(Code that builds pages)
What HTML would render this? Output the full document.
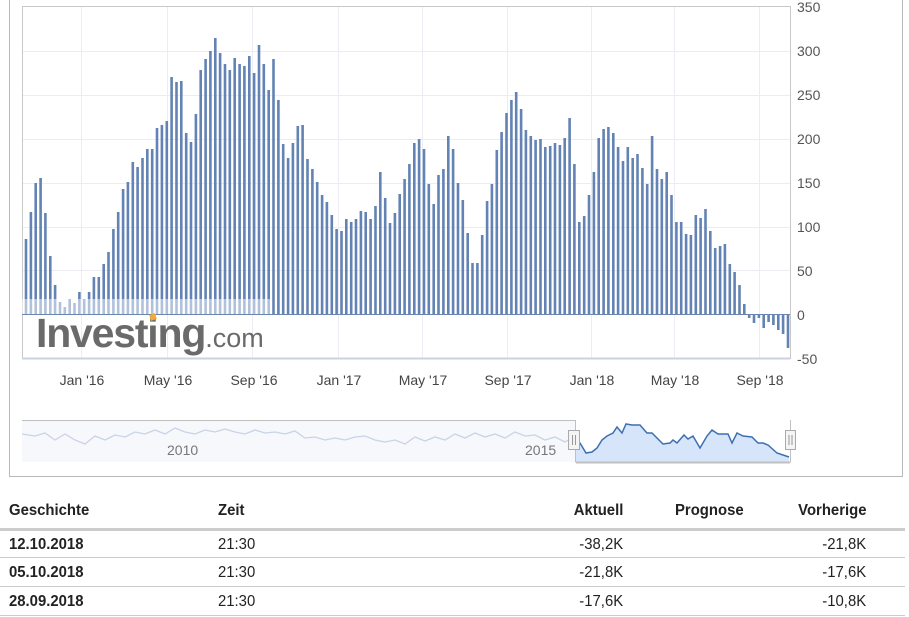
<!DOCTYPE html>
<html><head><meta charset="utf-8"><style>
body{margin:0;width:909px;height:617px;background:#fff;overflow:hidden;font-family:"Liberation Sans",Arial,sans-serif;position:relative}
svg{position:absolute;left:0;top:0}
.tbl{position:absolute;left:0;top:0;width:909px;font-size:16px;color:#222}
.t{position:absolute;white-space:nowrap;transform:scaleX(0.93);transform-origin:left}
.r{transform-origin:right}
.b{font-weight:bold}
.ln{position:absolute;left:0;width:905px;height:2px;background:#ccc}
</style></head><body>
<svg width="909" height="617" viewBox="0 0 909 617">
<path d="M9.5 0V476.5H902.5V0" fill="none" stroke="#b8b8b8"/>
<g stroke="#ececf2" stroke-width="1">
<path d="M22 51.5H790M22 95.5H790M22 139.5H790M22 183.5H790M22 227.5H790M22 270.5H790"/>
<path d="M81.5 7V358M167.5 7V358M252.5 7V358M338.5 7V358M422.5 7V358M507.5 7V358M591.5 7V358M674.5 7V358M759.5 7V358"/>
</g>
<rect x="22.5" y="6.5" width="768" height="352" fill="none" stroke="#c8c8c8"/>
<path d="M22 358.5H790" stroke="#c9d3e2" stroke-width="2"/>
<path id="bars" d="" stroke="#6383b4" stroke-width="2.6" fill="none"/>
<path d="M22 314.5H790" stroke="#6a86b0" stroke-width="1"/>
<rect x="22" y="299" width="250" height="15" fill="#fff" opacity="0.5"/>
<text x="36" y="347" font-size="41" font-weight="bold" fill="#6a6a6a" letter-spacing="-1.2" font-family="Liberation Sans,sans-serif">Investing<tspan font-weight="normal" font-size="27" letter-spacing="0">.com</tspan></text>
<rect x="150" y="314" width="6" height="6" fill="#f2a93b" transform="rotate(-20 153 317)"/>
<g font-size="14" fill="#555" font-family="Liberation Sans,sans-serif">
<text x="797" y="12">350</text><text x="797" y="56">300</text><text x="797" y="100">250</text><text x="797" y="144">200</text><text x="797" y="188">150</text><text x="797" y="232">100</text><text x="797" y="276">50</text><text x="797" y="320">0</text><text x="797" y="364">-50</text>
</g>
<g font-size="14" fill="#444" text-anchor="middle" font-family="Liberation Sans,sans-serif">
<text x="82" y="385">Jan '16</text><text x="168" y="385">May '16</text><text x="254" y="385">Sep '16</text><text x="339" y="385">Jan '17</text><text x="423" y="385">May '17</text><text x="508" y="385">Sep '17</text><text x="592" y="385">Jan '18</text><text x="675" y="385">May '18</text><text x="760" y="385">Sep '18</text>
</g>
<rect x="22" y="421" width="553" height="41" fill="#f6f8fc"/>
<path d="M22 420.5H575" stroke="#c0c0c0"/>
<path d="M22 434 L35 436 L45 433 L55 440 L65 434 L75 440 L85 444 L95 436 L105 440 L115 435 L125 437 L135 432 L145 434 L155 430 L165 434 L175 428 L185 432 L195 434 L205 430 L215 432 L225 429 L235 432 L245 434 L255 430 L265 433 L275 432 L285 434 L295 431 L305 438 L315 437 L325 440 L335 438 L345 440 L355 437 L365 436 L375 440 L385 442 L395 440 L405 444 L415 437 L425 441 L435 437 L445 440 L455 434 L465 438 L475 433 L485 437 L495 434 L505 438 L515 432 L525 436 L535 435 L545 440 L555 437 L565 442 L575 436" fill="none" stroke="#c8d4e6" stroke-width="1.3"/>
<g font-size="14" fill="#777" font-family="Liberation Sans,sans-serif"><text x="167" y="455">2010</text><text x="525" y="455">2015</text></g>
<path d="M576 442 L580 443 L586 453 L592 452 L597 448 L602 440 L607 436 L613 433 L617 427 L622 433 L626 424 L632 425 L640 425 L647 433 L652 433 L657 438 L663 444 L670 443 L673 440 L677 443 L684 435 L688 439 L693 436 L700 448 L707 436 L712 430 L718 434 L728 434 L732 443 L737 433 L743 436 L752 437 L758 443 L763 443 L768 445 L777 453 L783 455 L789 457 V462 H576Z" fill="#d6e5fa"/>
<path d="M576 442 L580 443 L586 453 L592 452 L597 448 L602 440 L607 436 L613 433 L617 427 L622 433 L626 424 L632 425 L640 425 L647 433 L652 433 L657 438 L663 444 L670 443 L673 440 L677 443 L684 435 L688 439 L693 436 L700 448 L707 436 L712 430 L718 434 L728 434 L732 443 L737 433 L743 436 L752 437 L758 443 L763 443 L768 445 L777 453 L783 455 L789 457" fill="none" stroke="#3d6fb0" stroke-width="1.5"/>
<path d="M575.5 420V462H790.5V420" fill="none" stroke="#c0c0c0"/>
<path d="M576 462.5H790" stroke="#c0c0c0" stroke-width="2"/>
<rect x="568.5" y="430.5" width="11" height="19" fill="#f4f4f4" stroke="#aaa"/>
<path d="M572.5 435V445M575.5 435V445" stroke="#999"/>
<rect x="785.5" y="430.5" width="10" height="19" fill="#f4f4f4" stroke="#aaa"/>
<path d="M789 435V445M792 435V445" stroke="#999"/>
</svg>
<div class="tbl">
<div class="t b" style="left:9px;top:502px">Geschichte</div>
<div class="t b" style="left:218px;top:502px">Zeit</div>
<div class="t b r" style="right:286px;top:502px">Aktuell</div>
<div class="t b" style="left:675px;top:502px">Prognose</div>
<div class="t b r" style="right:43px;top:502px">Vorherige</div>
<div class="ln" style="top:528px;height:3px"></div>
<div class="t b" style="left:9px;top:536px">12.10.2018</div><div class="t" style="left:218px;top:536px">21:30</div><div class="t r" style="right:286px;top:536px">-38,2K</div><div class="t r" style="right:43px;top:536px">-21,8K</div>
<div class="ln" style="top:557px;height:1px"></div>
<div class="t b" style="left:9px;top:564px">05.10.2018</div><div class="t" style="left:218px;top:564px">21:30</div><div class="t r" style="right:286px;top:564px">-21,8K</div><div class="t r" style="right:43px;top:564px">-17,6K</div>
<div class="ln" style="top:586px;height:1px"></div>
<div class="t b" style="left:9px;top:593px">28.09.2018</div><div class="t" style="left:218px;top:593px">21:30</div><div class="t r" style="right:286px;top:593px">-17,6K</div><div class="t r" style="right:43px;top:593px">-10,8K</div>
<div class="ln" style="top:615px;height:1px"></div>
</div>
<script>
var v=[239,212,183,178,213,256,285,302,307,299,303,292,299,292,277,277,264,252,229,212,189,182,162,167,158,149,149,128,125,121,77,82,81,133,142,114,70,59,51,38,53,64,70,58,64,66,56,73,45,64,90,59,100,144,158,143,126,
125,159,169,182,195,202,215,229,231,219,222,219,211,212,219,206,172,198,223,213,194,179,164,143,139,149,184,204,175,169,136,149,183,200,233,263,263,235,201,184,150,132,113,100,92,109,130,136,140,
139,147,146,143,145,138,118,164,222,216,195,172,138,129,127,133,147,161,147,158,154,168,184,136,169,179,172,195,222,222,234,235,215,218,209,231,248,246,244,264,272,285,304,318,323,318,328,322,325,330,334,348];
var d="",n=v.length,s=(788-26)/(n-1);
for(var i=0;i<n;i++){var x=(26+i*s).toFixed(1);d+="M"+x+" 314V"+v[i];}
document.getElementById("bars").setAttribute("d",d);
</script>
</body></html>
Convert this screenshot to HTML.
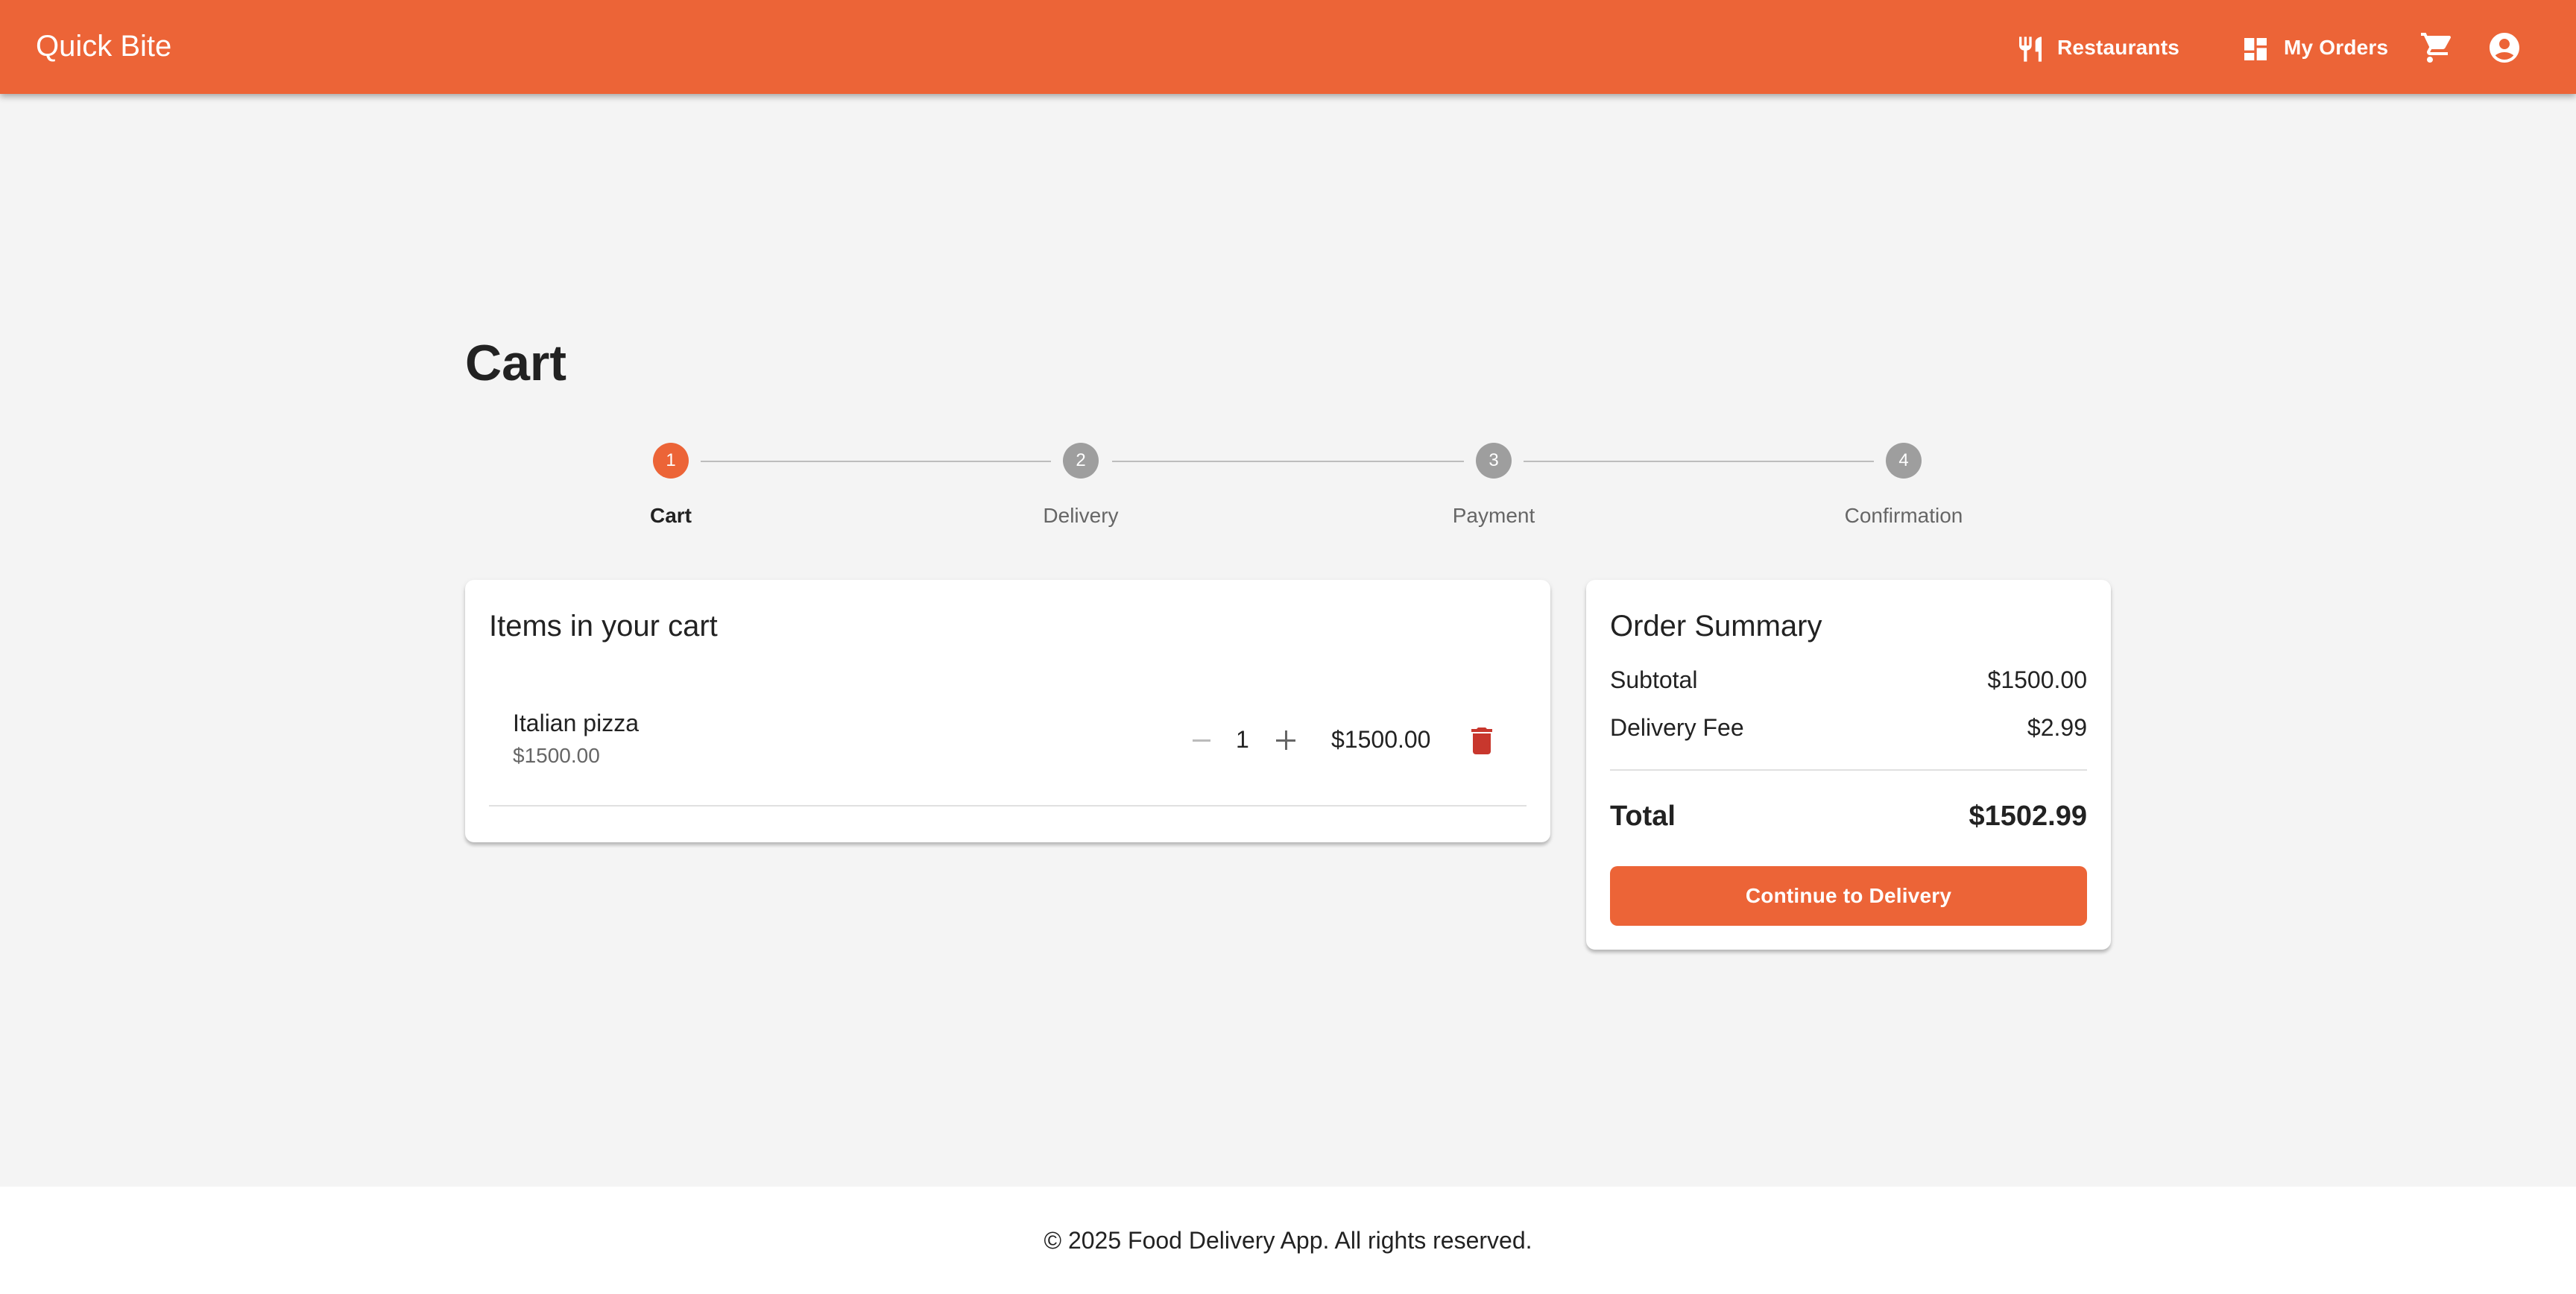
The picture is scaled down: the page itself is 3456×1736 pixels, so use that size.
<!DOCTYPE html>
<html><head><meta charset="utf-8"><style>
html{zoom:2}
*{box-sizing:border-box;margin:0;padding:0}
body{width:1728px;height:868px;background:#f4f4f4;font-family:"Liberation Sans",sans-serif;color:#222;position:relative;overflow:hidden}
.hdr{position:absolute;left:0;top:0;width:1728px;height:63px;background:#ec6437;box-shadow:0 2px 4px rgba(0,0,0,.3);color:#fff}
.hdr .t{position:absolute;left:24px;top:20px;font-size:20px}
.nav{position:absolute;top:24px;font-size:14px;font-weight:bold;letter-spacing:.1px}
.abs{position:absolute}
h1{position:absolute;left:312px;top:224px;font-size:34px;font-weight:bold;color:#222}
.line{position:absolute;top:309px;height:1px;background:#bdbdbd}
.c{position:absolute;top:297px;width:24px;height:24px;border-radius:50%;background:#9e9e9e;color:#fff;font-size:12px;text-align:center;line-height:24px}
.lbl{position:absolute;top:338px;font-size:14px;color:#666;width:160px;text-align:center}
.card{position:absolute;background:#fff;border-radius:6px;box-shadow:0 2px 2px rgba(0,0,0,.2),0 1px 4px rgba(0,0,0,.08)}
.row{position:absolute;left:16px;right:16px;font-size:16px;display:flex;justify-content:space-between}
.btn{position:absolute;left:16px;right:16px;top:192px;height:40px;background:#ec6437;border-radius:5px;color:#fff;font-size:14px;text-align:center;line-height:40px;font-weight:bold;letter-spacing:.1px}
.foot{position:absolute;left:0;top:796px;width:1728px;height:72px;background:#fff;text-align:center;font-size:16px;line-height:72px;color:#222}
</style></head><body>
<div class="hdr">
<div class="t">Quick Bite</div>
<svg class="abs" style="left:1352px;top:23px" width="20" height="20" viewBox="0 0 24 24" fill="#fff"><path d="M11 9H9V2H7v7H5V2H3v7c0 2.120 1.66 3.84 3.75 3.97V22h2.5v-9.03C11.34 12.84 13 11.12 13 9V2h-2v7zm5-3v8h2.5v8H21V2c-2.76 0-5 2.24-5 4z"/></svg>
<div class="nav" style="left:1380px">Restaurants</div>
<svg class="abs" style="left:1503px;top:23px" width="20" height="20" viewBox="0 0 24 24" fill="#fff"><path d="M3 13h8V3H3v10zm0 8h8v-6H3v6zm10 0h8V11h-8v10zm0-18v6h8V3h-8z"/></svg>
<div class="nav" style="left:1532px">My Orders</div>
<svg class="abs" style="left:1623px;top:20px" width="24" height="24" viewBox="0 0 24 24" fill="#fff"><path d="M7 18c-1.1 0-1.99.9-1.99 2S5.9 22 7 22s2-.9 2-2-.9-2-2-2zM1 2v2h2l3.6 7.59-1.35 2.45c-.16.28-.25.61-.25.96 0 1.1.9 2 2 2h12v-2H7.42c-.14 0-.25-.11-.25-.25l.03-.12.9-1.630h7.45c.75 0 1.41-.41 1.75-1.03l3.58-6.49A1.003 1.003 0 0020 4H5.21l-.94-2H1z"/></svg>
<svg class="abs" style="left:1668px;top:20px" width="24" height="24" viewBox="0 0 24 24" fill="#fff"><path d="M12 2C6.48 2 2 6.48 2 12s4.48 10 10 10 10-4.48 10-10S17.52 2 12 2zm0 4c1.93 0 3.5 1.57 3.5 3.5S13.93 13 12 13s-3.5-1.57-3.5-3.5S10.07 6 12 6zm0 14c-2.03 0-4.43-.82-6.14-2.88C7.55 15.8 9.68 15 12 15s4.45.8 6.140 2.12C16.43 19.18 14.03 20 12 20z"/></svg>
</div>
<h1>Cart</h1>
<div class="line" style="left:470px;width:235px"></div>
<div class="line" style="left:746px;width:236px"></div>
<div class="line" style="left:1022px;width:235px"></div>
<div class="c" style="left:438px;background:#ec6437">1</div>
<div class="c" style="left:713px">2</div>
<div class="c" style="left:990px">3</div>
<div class="c" style="left:1265px">4</div>
<div class="lbl" style="left:370px;color:#222;font-weight:bold">Cart</div>
<div class="lbl" style="left:645px">Delivery</div>
<div class="lbl" style="left:922px">Payment</div>
<div class="lbl" style="left:1197px">Confirmation</div>

<div class="card" style="left:312px;top:389px;width:728px;height:176px">
<div class="abs" style="left:16px;top:20px;font-size:20px">Items in your cart</div>
<div class="abs" style="left:32px;top:87px;font-size:16px">Italian pizza</div>
<div class="abs" style="left:32px;top:110px;font-size:14px;color:#666">$1500.00</div>
<div class="abs" style="left:488px;top:107px;width:12px;height:1.5px;background:#bbb"></div>
<div class="abs" style="left:517px;top:98px;font-size:16px">1</div>
<div class="abs" style="left:544px;top:107px;width:13px;height:1.5px;background:#666"></div>
<div class="abs" style="left:549.75px;top:101px;width:1.5px;height:13px;background:#666"></div>
<div class="abs" style="left:581px;top:98px;font-size:16px">$1500.00</div>
<svg class="abs" style="left:670px;top:96px" width="24" height="24" viewBox="0 0 24 24" fill="#c8372d"><path d="M6 19c0 1.1.9 2 2 2h8c1.1 0 2-.9 2-2V7H6v12zM19 4h-3.5l-1-1h-5l-1 1H5v2h14V4z"/></svg>
<div class="abs" style="left:16px;right:16px;top:151px;height:1px;background:#e0e0e0"></div>
</div>

<div class="card" style="left:1064px;top:389px;width:352px;height:248px">
<div class="abs" style="left:16px;top:20px;font-size:20px">Order Summary</div>
<div class="row" style="top:58px"><span>Subtotal</span><span>$1500.00</span></div>
<div class="row" style="top:90px"><span>Delivery Fee</span><span>$2.99</span></div>
<div class="abs" style="left:16px;right:16px;top:127px;height:1px;background:#e0e0e0"></div>
<div class="row" style="top:148px;font-size:19px;font-weight:bold"><span>Total</span><span>$1502.99</span></div>
<div class="btn">Continue to Delivery</div>
</div>
<div class="foot">© 2025 Food Delivery App. All rights reserved.</div>
</body></html>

→ Work to complete
Your answer should be a single number: the count of lines in the material above that contain "this".

→ Exercise result
2